From the Judges’ Comment, shortlisted, Kenneth Slessor Prize 2010, NSW Premier’s Literary Awards:
White Camel is a deceptively simple, mysteriously suggestive collection of poems. Their subjects arise from childhood, death, grief, travel, family, and experiences in the suburbs and the desert. Their tone is set by an undercurrent of spiritual and mystical knowledge drawn from Cabbalistic, Buddhist and Christian traditions. They are bound together by a desire to find understanding within change, in a place ‘where your feet will leave / bowls of air in the sand’, where a camel makes ‘this direction into a future’, or where a reindeer and a girl step ‘breath by / breath, into a final migration’. There is a quiet poise and delicacy of touch in these poems. They seem to have time, space and silence around them. The observations and perceptions, ordinary as their subjects and surfaces may be, have been deeply processed. There is a clarity and precision in sound and image which manifests as humility. The poems let in a sense of wonder, even wisdom, and keep growing in the mind.

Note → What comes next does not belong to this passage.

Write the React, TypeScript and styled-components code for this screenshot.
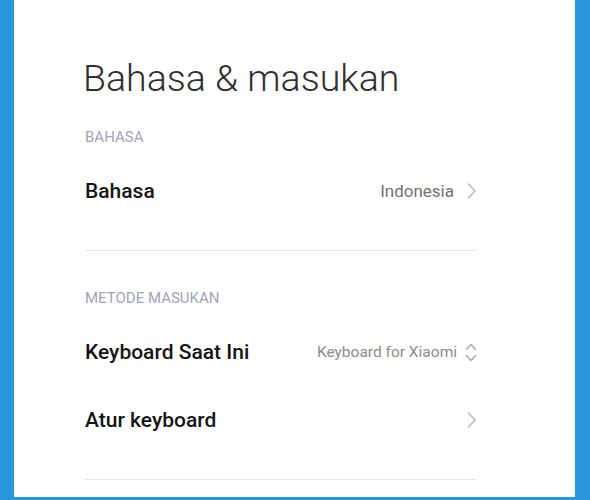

From Michelle Borzi, Island, 2010:
Morgan Yasbincek’s White Camel creates an intriguing interplay between the everyday world and the spiritual. A number of poems interweave references to belief systems and stories from Eastern and Western religions and mythologies, into the poet’s own observations of self, family, strangers and places. The poems are also worldly, sometimes irreverently so. Integral to this book is a delicately tuned dialogue with its own craft of poetry.
White Camel opens with four poems about the passing of a loved one, who as several later poems reveal, is the speaker’s mother: ‘the first serpent, black, coils at your head, her / body arches over you, lying there on your left side / her open mouth claims you, curled / within her territory’. This dreamlike vision, which is reinforced by an intricate rhythm, is picked up again in two more serpent poems that explore an esoteric journey of what might be the soul to ‘a kind of home / without settlement’. The fourth poem, ‘blue’, concludes with an imagining of the blue sky as a living, breathing force:
an atmosphere, she holds
the earth like a yolk
breathes clear light to
wait in the forewaters
of the sun
loved ones’ thoughts of you
bear you into this sky.
The metaphors here are spare and elegant, and the alertness to cadence focuses attention (typically Yasbincek) on a remarkably subtle holding at the end of lines, with a quickening after the turn – a movement that is made reminiscent of dance. Here, and elsewhere in this poetry, the cosmos is innately interconnected. In this book, spiritual life is part of the everyday. In ‘elephant rocks’, for instance, the language seems content to dissolve distinctions between the ‘dorsal surface’ of the stones and the feet of those hopping across them: ‘their heat transfers into our calves and time is already busy with us, / pushing breath in, sucking it back into the salt, / moving blood in circles’.
The poetry ranges widely across spiritual sources. ‘Cross’, ‘veronica’s gospel’, ‘washing of feet’, ‘prayer’ and ‘a passing’ radically allude to, but do not re-tell, Christian story. ‘Rainbow’, ‘ravens’ and ‘pilgrim’ call up Aboriginal stories. ‘Balingup’ and ‘clear light’, which refer briefly to the Buddha, convey throughout the constant flux and impermanence native to Buddhist teaching. By contrast, ‘wife’ is mischievous, and (perhaps affectionately) sardonic. Yasbincek deftly moves between both light-hearted and solemn topics. Direct reflections on mortality – such as in ‘with my sister at the funeral parlor’ and ‘children’s hospital’ – sit alongside poems such as ‘a cow and two kids’, with its vital promise of time, and ‘downrush’, with its tender sexual intimacy.
An allegory of writing is created in ‘to the next poem’. Strikingly devised and achieved, this poem is about the idiosyncratic process of making a poem, and, at the same time, about the poet observing a ‘black monkey’ devouring a ‘dead chick’: ‘don’t wish to pen you or tame you, it’s touch I / wait for, the soft, dry pinch of your claw, curious / blast of hot sniffing breath on my ear’. Such economy is characteristic of the flexibility of Yasbincek’s poetry in White Camel. The camel in ‘gimel’ is described as making her way ‘via a scripture of stars’; to my mind, so too is the poet.